- _SHORT PROBLEM_: Search the listing below for "page". Copy each matching line.

(Data items)
▬▬▬

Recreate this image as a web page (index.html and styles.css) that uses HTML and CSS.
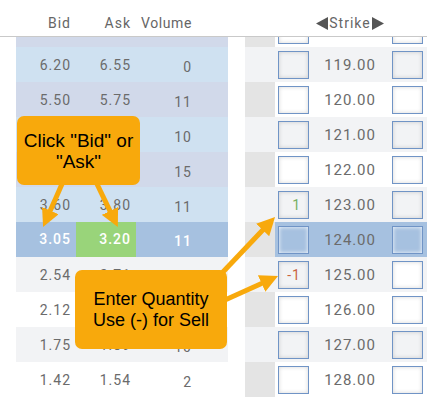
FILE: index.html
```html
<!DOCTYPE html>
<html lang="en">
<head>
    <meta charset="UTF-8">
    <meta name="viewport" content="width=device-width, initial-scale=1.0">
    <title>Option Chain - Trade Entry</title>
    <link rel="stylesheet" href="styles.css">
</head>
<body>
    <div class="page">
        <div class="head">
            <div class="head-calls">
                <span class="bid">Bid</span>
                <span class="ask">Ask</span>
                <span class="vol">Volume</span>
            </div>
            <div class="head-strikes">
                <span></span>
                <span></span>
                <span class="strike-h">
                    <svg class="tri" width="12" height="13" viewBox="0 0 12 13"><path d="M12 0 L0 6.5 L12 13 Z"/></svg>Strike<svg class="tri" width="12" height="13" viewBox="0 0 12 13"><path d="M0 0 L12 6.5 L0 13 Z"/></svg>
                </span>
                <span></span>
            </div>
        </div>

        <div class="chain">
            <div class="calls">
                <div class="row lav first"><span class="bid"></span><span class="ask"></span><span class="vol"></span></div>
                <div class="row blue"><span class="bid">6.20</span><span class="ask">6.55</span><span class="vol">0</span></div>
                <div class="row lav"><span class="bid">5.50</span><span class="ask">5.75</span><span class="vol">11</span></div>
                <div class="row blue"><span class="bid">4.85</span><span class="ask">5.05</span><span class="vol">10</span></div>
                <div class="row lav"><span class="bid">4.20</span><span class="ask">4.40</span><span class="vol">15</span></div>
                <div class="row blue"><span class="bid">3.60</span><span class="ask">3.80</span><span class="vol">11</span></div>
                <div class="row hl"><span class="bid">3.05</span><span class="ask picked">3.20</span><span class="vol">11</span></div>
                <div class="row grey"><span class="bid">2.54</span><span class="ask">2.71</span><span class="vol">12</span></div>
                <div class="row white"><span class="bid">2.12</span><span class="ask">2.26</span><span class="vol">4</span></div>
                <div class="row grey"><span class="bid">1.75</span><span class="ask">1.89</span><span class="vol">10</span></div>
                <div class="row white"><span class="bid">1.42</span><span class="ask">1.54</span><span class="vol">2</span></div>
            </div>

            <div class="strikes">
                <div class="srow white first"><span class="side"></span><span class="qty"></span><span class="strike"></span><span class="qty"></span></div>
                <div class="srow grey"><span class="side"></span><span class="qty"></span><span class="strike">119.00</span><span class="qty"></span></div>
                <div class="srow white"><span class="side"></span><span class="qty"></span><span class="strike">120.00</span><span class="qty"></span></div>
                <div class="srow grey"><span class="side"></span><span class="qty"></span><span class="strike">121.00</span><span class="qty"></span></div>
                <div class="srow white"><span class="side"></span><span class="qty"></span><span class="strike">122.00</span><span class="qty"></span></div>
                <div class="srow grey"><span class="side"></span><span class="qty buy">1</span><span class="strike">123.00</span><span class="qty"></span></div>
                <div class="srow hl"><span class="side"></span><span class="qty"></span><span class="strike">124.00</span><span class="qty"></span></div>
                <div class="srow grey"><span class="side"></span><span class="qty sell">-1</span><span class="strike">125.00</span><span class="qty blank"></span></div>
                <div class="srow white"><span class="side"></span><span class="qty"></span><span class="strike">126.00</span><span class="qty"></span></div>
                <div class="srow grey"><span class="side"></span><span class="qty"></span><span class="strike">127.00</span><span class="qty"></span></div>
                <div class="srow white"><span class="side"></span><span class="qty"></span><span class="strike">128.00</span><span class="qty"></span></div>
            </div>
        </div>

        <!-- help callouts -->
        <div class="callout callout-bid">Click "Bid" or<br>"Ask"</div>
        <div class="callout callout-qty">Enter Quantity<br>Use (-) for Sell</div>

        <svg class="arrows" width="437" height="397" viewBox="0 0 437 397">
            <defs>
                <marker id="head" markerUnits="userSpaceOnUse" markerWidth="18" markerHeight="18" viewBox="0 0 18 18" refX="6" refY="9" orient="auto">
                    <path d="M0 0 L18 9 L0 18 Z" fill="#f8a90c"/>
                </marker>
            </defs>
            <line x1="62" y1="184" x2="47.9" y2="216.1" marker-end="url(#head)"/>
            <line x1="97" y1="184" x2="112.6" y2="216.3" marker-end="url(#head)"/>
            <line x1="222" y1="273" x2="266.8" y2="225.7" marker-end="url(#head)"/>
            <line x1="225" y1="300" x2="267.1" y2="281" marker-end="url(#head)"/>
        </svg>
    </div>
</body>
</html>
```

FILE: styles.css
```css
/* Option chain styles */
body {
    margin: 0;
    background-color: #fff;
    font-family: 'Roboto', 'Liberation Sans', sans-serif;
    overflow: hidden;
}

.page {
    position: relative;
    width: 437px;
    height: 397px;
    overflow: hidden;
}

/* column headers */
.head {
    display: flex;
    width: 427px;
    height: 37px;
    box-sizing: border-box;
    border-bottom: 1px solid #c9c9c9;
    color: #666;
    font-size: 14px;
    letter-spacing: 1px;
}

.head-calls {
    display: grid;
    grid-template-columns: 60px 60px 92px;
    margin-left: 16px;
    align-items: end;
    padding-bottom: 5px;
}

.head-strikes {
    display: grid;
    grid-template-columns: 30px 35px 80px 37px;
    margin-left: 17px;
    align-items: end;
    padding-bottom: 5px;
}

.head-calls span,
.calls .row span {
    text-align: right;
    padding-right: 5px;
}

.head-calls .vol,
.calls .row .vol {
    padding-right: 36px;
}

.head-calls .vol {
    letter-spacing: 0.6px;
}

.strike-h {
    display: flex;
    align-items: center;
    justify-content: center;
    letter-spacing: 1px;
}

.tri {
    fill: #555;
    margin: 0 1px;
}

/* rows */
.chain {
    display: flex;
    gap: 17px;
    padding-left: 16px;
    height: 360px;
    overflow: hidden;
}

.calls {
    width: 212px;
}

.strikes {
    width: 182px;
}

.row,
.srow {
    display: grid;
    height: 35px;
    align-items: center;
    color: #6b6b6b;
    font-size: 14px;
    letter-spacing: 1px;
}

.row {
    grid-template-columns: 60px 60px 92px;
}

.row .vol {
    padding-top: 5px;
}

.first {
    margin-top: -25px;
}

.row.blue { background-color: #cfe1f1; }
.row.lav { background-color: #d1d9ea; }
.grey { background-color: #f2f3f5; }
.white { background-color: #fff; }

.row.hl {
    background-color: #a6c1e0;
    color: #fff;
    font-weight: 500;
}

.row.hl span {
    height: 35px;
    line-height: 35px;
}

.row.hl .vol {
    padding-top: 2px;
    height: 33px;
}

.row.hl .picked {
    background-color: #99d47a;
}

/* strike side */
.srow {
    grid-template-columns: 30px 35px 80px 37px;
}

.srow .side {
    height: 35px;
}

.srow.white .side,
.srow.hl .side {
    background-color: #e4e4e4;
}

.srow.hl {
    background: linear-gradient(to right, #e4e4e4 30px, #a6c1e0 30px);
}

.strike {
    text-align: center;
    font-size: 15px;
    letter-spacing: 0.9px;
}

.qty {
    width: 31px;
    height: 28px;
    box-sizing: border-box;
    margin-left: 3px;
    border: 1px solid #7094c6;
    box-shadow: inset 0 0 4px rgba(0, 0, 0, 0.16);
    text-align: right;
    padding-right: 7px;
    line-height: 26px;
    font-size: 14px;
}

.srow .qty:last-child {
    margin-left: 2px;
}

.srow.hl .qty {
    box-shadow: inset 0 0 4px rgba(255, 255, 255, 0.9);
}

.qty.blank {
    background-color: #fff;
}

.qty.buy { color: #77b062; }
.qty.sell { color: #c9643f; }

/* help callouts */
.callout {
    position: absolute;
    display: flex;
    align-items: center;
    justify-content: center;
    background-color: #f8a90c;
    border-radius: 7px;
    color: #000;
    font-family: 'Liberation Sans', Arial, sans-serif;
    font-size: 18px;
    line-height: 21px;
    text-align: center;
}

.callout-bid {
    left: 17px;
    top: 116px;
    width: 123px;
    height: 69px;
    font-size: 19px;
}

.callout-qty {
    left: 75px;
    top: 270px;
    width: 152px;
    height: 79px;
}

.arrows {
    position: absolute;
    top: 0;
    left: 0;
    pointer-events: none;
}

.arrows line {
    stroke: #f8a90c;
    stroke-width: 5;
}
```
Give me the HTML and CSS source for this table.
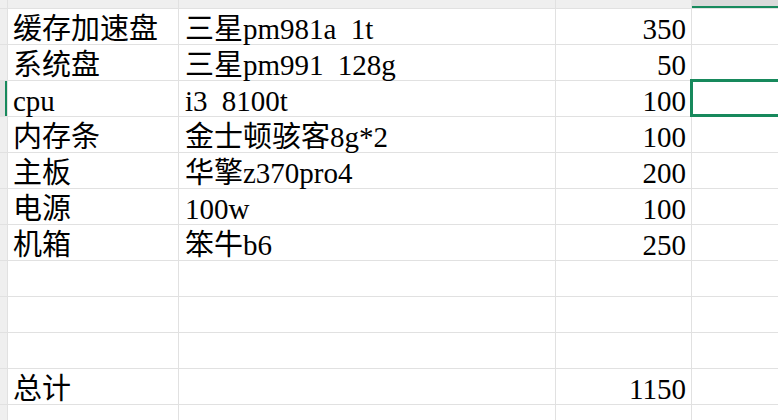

▬▬▬

- _COMPLETE RESPONSE_:
Recreate this image as a web page (index.html and styles.css) that uses HTML and CSS.
    <div class="page">
.page {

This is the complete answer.